- Exercise
Transcribe everything in the data word for word. Pictures are left out.

- Dataset section
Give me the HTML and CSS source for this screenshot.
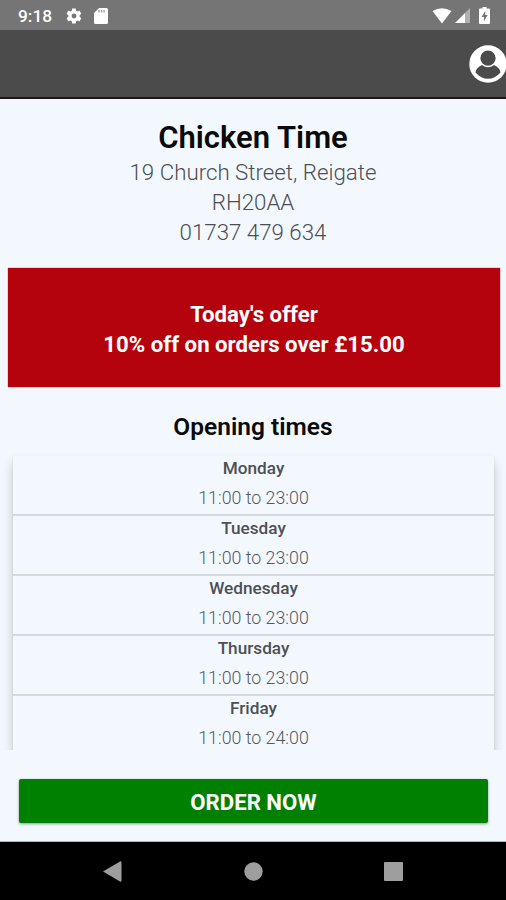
FILE: index.html
```html
<!DOCTYPE html>
<html lang="en">
<head>
<meta charset="utf-8">
<title>Chicken Time</title>
<link rel="stylesheet" href="styles.css">
</head>
<body>
<div class="status">
  <span class="clock">9:18</span>
  <svg class="gear" width="18" height="18" viewBox="0 0 24 24"><path fill="#fff" d="M19.4 13c0-.3.1-.6.1-1s0-.7-.1-1l2.100-1.600c.2-.2.3-.4.1-.7l-2-3.400c-.1-.2-.4-.3-.6-.2l-2.500 1c-.5-.4-1.100-.7-1.700-1l-.4-2.600c0-.2-.2-.4-.5-.4h-4c-.2 0-.5.200-.5.400l-.4 2.600c-.6.3-1.200.6-1.700 1l-2.500-1c-.2-.1-.5 0-.6.2l-2 3.400c-.1.3 0 .5.100.7L4.500 11c0 .3-.1.600-.1 1s0 .7.100 1l-2.200 1.600c-.1.200-.2.400-.1.700l2 3.400c.1.200.4.300.6.200l2.500-1c.5.400 1.100.7 1.700 1l.4 2.600c0 .2.300.4.500.4h4c.3 0 .5-.2.500-.4l.4-2.600c.6-.3 1.200-.6 1.700-1l2.500 1c.2.100.5 0 .6-.2l2-3.400c.2-.3.100-.5-.1-.7L19.400 13zM12 15.200a3.200 3.200 0 1 1 0-6.400 3.200 3.200 0 0 1 0 6.400z"/></svg>
  <svg class="card" width="14" height="16" viewBox="0 0 14 16"><path fill="#fff" d="M5 0h7.500Q14 0 14 1.500v13q0 1.500-1.500 1.500h-11Q0 16 0 14.500V5z"/><path d="M5 2v2.500M7.500 2v2.500M10 2v2.500" stroke="#999" stroke-width="1.300"/></svg>
  <svg class="wifi" width="20" height="16" viewBox="0 0 20 16"><path fill="#fff" d="M.5 3Q10-2.500 19.500 3L10 15.500z"/></svg>
  <svg class="signal" width="15" height="15" viewBox="0 0 15 15"><path fill="#fff" d="M0 15 10 5v10z"/><path fill="#b0b0b0" d="m10 5 5-5v15h-5z"/></svg>
  <svg class="battery" width="11" height="17" viewBox="0 0 11 17"><path fill="#fff" d="M3.500 0h4v1.500H10q1 0 1 1V16q0 1-1 1H1q-1 0-1-1V2.500q0-1 1-1h2.500z"/><path fill="#757575" d="M6.300 4 2.500 10h2.400v4.300L8.700 8H6.300z"/></svg>
</div>
<header class="appbar">
  <svg width="37" height="38" viewBox="0 0 37 38"><circle cx="19" cy="19" r="18.700" fill="#fff"/><circle cx="19" cy="13.200" r="7.600" fill="#4b4b4b"/><path fill="#4b4b4b" d="M6.500 27.500q.5-5 6.500-7.500 6 4.500 12 0 6 2.500 6.500 7.500Q26 33.800 19 33.800T6.500 27.500z"/></svg>
</header>
<main>
  <h1>Chicken Time</h1>
  <p class="address">19 Church Street, Reigate<br>RH20AA<br>01737 479 634</p>
  <section class="offer">Today's offer<br><span class="deal">10% off on orders over £15.00</span></section>
  <h2>Opening times</h2>
  <div class="scroll">
    <div class="times">
      <div class="day"><b>Monday</b><span>11:00 to 23:00</span></div>
      <div class="day"><b>Tuesday</b><span>11:00 to 23:00</span></div>
      <div class="day"><b>Wednesday</b><span>11:00 to 23:00</span></div>
      <div class="day"><b>Thursday</b><span>11:00 to 23:00</span></div>
      <div class="day"><b>Friday</b><span>11:00 to 24:00</span></div>
    </div>
  </div>
  <button class="order">ORDER NOW</button>
</main>
<nav>
  <svg width="19" height="21" viewBox="0 0 19 21"><path fill="#9e9e9e" d="M0 10.500 17 .4q1.500-.6 1.500 1v18.200q0 1.600-1.500 1z"/></svg>
  <svg width="19" height="19" viewBox="0 0 19 19"><circle cx="9.500" cy="9.500" r="9.200" fill="#9e9e9e"/></svg>
  <svg width="19" height="19" viewBox="0 0 19 19"><rect width="19" height="19" rx="1" fill="#9e9e9e"/></svg>
</nav>
</body>
</html>
```
FILE: styles.css
```css
* { box-sizing: border-box; }
body { margin: 0; width: 506px; height: 900px; overflow: hidden; display: flex; flex-direction: column; background: #f3f8ff; font-family: Roboto, sans-serif; color: #0a0a0a; text-align: center; }
svg { display: block; flex: none; }
.status { height: 30px; background: #757575; display: flex; align-items: center; padding: 1px 16px 0 18px; color: #fff; }
.clock { font-size: 17.3px; font-weight: 500; width: 47px; text-align: left; }
.card { margin-left: 11px; }
.wifi { margin-left: auto; }
.signal { margin-left: 3px; }
.battery { margin-left: 9px; }
.appbar { height: 69px; background: #4b4b4b; border-bottom: 2px solid #211317; display: flex; align-items: center; justify-content: flex-end; }
main { height: 743px; display: flex; flex-direction: column; border-bottom: 1px solid #b5b8bc; }
h1 { margin: 19px 0 -1px; font-size: 31px; line-height: 40px; font-weight: 600; }
.address { margin: 0; font-size: 22.3px; line-height: 30px; font-weight: 300; color: #4c4f52; }
.offer { margin: 21px 6px 0 8px; height: 119px; padding-top: 31px; background: #b5030d; box-shadow: 0 0 1px #b5030d; color: #fff; font-size: 22.2px; line-height: 30px; font-weight: 700; }
h2 { margin: 22px 0 0; font-size: 24.5px; line-height: 36px; font-weight: 600; }
.scroll { margin-top: 5px; padding: 6px 12px 0 13px; height: 300px; overflow: hidden; }
.times { height: 420px; border-radius: 2px; box-shadow: 0 7px 12px rgba(0,0,0,.2), 0 1px 2px rgba(0,0,0,.14); background: #f3f8ff; }
.day { height: 60px; display: flex; flex-direction: column; border-bottom: 2px solid #d5d9dd; font-size: 17px; line-height: 30px; }
.day:last-child { border: 0; }
.day b { height: 27px; line-height: 25px; font-weight: 500; color: #4d5053; font-size: 17.2px; }
.day span { font-weight: 300; font-size: 17.8px; color: #55585b; }
.order { margin: 29px 18px 0 19px; height: 44px; padding: 2px 0 0; border: 0; border-radius: 2px; background: #008000; box-shadow: 0 1px 3px rgba(0,0,0,.4); color: #fff; font: 700 22.2px/30px Roboto, sans-serif; }
nav { height: 58px; background: #000; display: flex; align-items: center; justify-content: space-between; padding: 0 103px; }
```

- Solution for this exercise
Give me the HTML and CSS source for this screenshot.
FILE: index.html
```html
<!DOCTYPE html>
<html lang="en">
<head>
<meta charset="utf-8">
<title>Chicken Time</title>
<link rel="stylesheet" href="styles.css">
</head>
<body>
<div class="status">
  <span class="clock">9:18</span>
  <svg class="gear" width="18" height="18" viewBox="0 0 24 24"><path fill="#fff" d="M19.4 13c0-.3.1-.6.1-1s0-.7-.1-1l2.100-1.600c.2-.2.3-.4.1-.7l-2-3.400c-.1-.2-.4-.3-.6-.2l-2.500 1c-.5-.4-1.100-.7-1.700-1l-.4-2.600c0-.2-.2-.4-.5-.4h-4c-.2 0-.5.200-.5.400l-.4 2.600c-.6.3-1.200.6-1.700 1l-2.500-1c-.2-.1-.5 0-.6.2l-2 3.400c-.1.3 0 .5.100.7L4.500 11c0 .3-.1.600-.1 1s0 .7.100 1l-2.200 1.600c-.1.200-.2.400-.1.700l2 3.400c.1.200.4.300.6.200l2.500-1c.5.400 1.100.7 1.700 1l.4 2.600c0 .2.300.4.500.4h4c.3 0 .5-.2.500-.4l.4-2.600c.6-.3 1.200-.6 1.700-1l2.500 1c.2.100.5 0 .6-.2l2-3.400c.2-.3.100-.5-.1-.7L19.400 13zM12 15.200a3.200 3.200 0 1 1 0-6.400 3.200 3.200 0 0 1 0 6.400z"/></svg>
  <svg class="card" width="14" height="16" viewBox="0 0 14 16"><path fill="#fff" d="M5 0h7.500Q14 0 14 1.500v13q0 1.500-1.500 1.500h-11Q0 16 0 14.500V5z"/><path d="M5 2v2.500M7.500 2v2.500M10 2v2.500" stroke="#999" stroke-width="1.300"/></svg>
  <svg class="wifi" width="20" height="16" viewBox="0 0 20 16"><path fill="#fff" d="M.5 3Q10-2.500 19.500 3L10 15.500z"/></svg>
  <svg class="signal" width="15" height="15" viewBox="0 0 15 15"><path fill="#fff" d="M0 15 10 5v10z"/><path fill="#b0b0b0" d="m10 5 5-5v15h-5z"/></svg>
  <svg class="battery" width="11" height="17" viewBox="0 0 11 17"><path fill="#fff" d="M3.500 0h4v1.500H10q1 0 1 1V16q0 1-1 1H1q-1 0-1-1V2.500q0-1 1-1h2.500z"/><path fill="#757575" d="M6.300 4 2.500 10h2.400v4.300L8.700 8H6.300z"/></svg>
</div>
<header class="appbar">
  <svg width="37" height="38" viewBox="0 0 37 38"><circle cx="19" cy="19" r="18.700" fill="#fff"/><circle cx="19" cy="13.200" r="7.600" fill="#4b4b4b"/><path fill="#4b4b4b" d="M6.500 27.500q.5-5 6.500-7.500 6 4.500 12 0 6 2.500 6.500 7.500Q26 33.800 19 33.800T6.500 27.500z"/></svg>
</header>
<main>
  <h1>Chicken Time</h1>
  <p class="address">19 Church Street, Reigate<br>RH20AA<br>01737 479 634</p>
  <section class="offer">Today's offer<br><span class="deal">10% off on orders over £15.00</span></section>
  <h2>Opening times</h2>
  <div class="scroll">
    <div class="times">
      <div class="day"><b>Monday</b><span>11:00 to 23:00</span></div>
      <div class="day"><b>Tuesday</b><span>11:00 to 23:00</span></div>
      <div class="day"><b>Wednesday</b><span>11:00 to 23:00</span></div>
      <div class="day"><b>Thursday</b><span>11:00 to 23:00</span></div>
      <div class="day"><b>Friday</b><span>11:00 to 24:00</span></div>
    </div>
  </div>
  <button class="order">ORDER NOW</button>
</main>
<nav>
  <svg width="19" height="21" viewBox="0 0 19 21"><path fill="#9e9e9e" d="M0 10.500 17 .4q1.500-.6 1.500 1v18.200q0 1.600-1.500 1z"/></svg>
  <svg width="19" height="19" viewBox="0 0 19 19"><circle cx="9.500" cy="9.500" r="9.200" fill="#9e9e9e"/></svg>
  <svg width="19" height="19" viewBox="0 0 19 19"><rect width="19" height="19" rx="1" fill="#9e9e9e"/></svg>
</nav>
</body>
</html>
```
FILE: styles.css
```css
* { box-sizing: border-box; }
body { margin: 0; width: 506px; height: 900px; overflow: hidden; display: flex; flex-direction: column; background: #f3f8ff; font-family: Roboto, sans-serif; color: #0a0a0a; text-align: center; }
svg { display: block; flex: none; }
.status { height: 30px; background: #757575; display: flex; align-items: center; padding: 1px 16px 0 18px; color: #fff; }
.clock { font-size: 17.3px; font-weight: 500; width: 47px; text-align: left; }
.card { margin-left: 11px; }
.wifi { margin-left: auto; }
.signal { margin-left: 3px; }
.battery { margin-left: 9px; }
.appbar { height: 69px; background: #4b4b4b; border-bottom: 2px solid #211317; display: flex; align-items: center; justify-content: flex-end; }
main { height: 743px; display: flex; flex-direction: column; border-bottom: 1px solid #b5b8bc; }
h1 { margin: 19px 0 -1px; font-size: 31px; line-height: 40px; font-weight: 600; }
.address { margin: 0; font-size: 22.3px; line-height: 30px; font-weight: 300; color: #4c4f52; }
.offer { margin: 21px 6px 0 8px; height: 119px; padding-top: 31px; background: #b5030d; box-shadow: 0 0 1px #b5030d; color: #fff; font-size: 22.2px; line-height: 30px; font-weight: 700; }
h2 { margin: 22px 0 0; font-size: 24.5px; line-height: 36px; font-weight: 600; }
.scroll { margin-top: 5px; padding: 6px 12px 0 13px; height: 300px; overflow: hidden; }
.times { height: 420px; border-radius: 2px; box-shadow: 0 7px 12px rgba(0,0,0,.2), 0 1px 2px rgba(0,0,0,.14); background: #f3f8ff; }
.day { height: 60px; display: flex; flex-direction: column; border-bottom: 2px solid #d5d9dd; font-size: 17px; line-height: 30px; }
.day:last-child { border: 0; }
.day b { height: 27px; line-height: 25px; font-weight: 500; color: #4d5053; font-size: 17.2px; }
.day span { font-weight: 300; font-size: 17.8px; color: #55585b; }
.order { margin: 29px 18px 0 19px; height: 44px; padding: 2px 0 0; border: 0; border-radius: 2px; background: #008000; box-shadow: 0 1px 3px rgba(0,0,0,.4); color: #fff; font: 700 22.2px/30px Roboto, sans-serif; }
nav { height: 58px; background: #000; display: flex; align-items: center; justify-content: space-between; padding: 0 103px; }
```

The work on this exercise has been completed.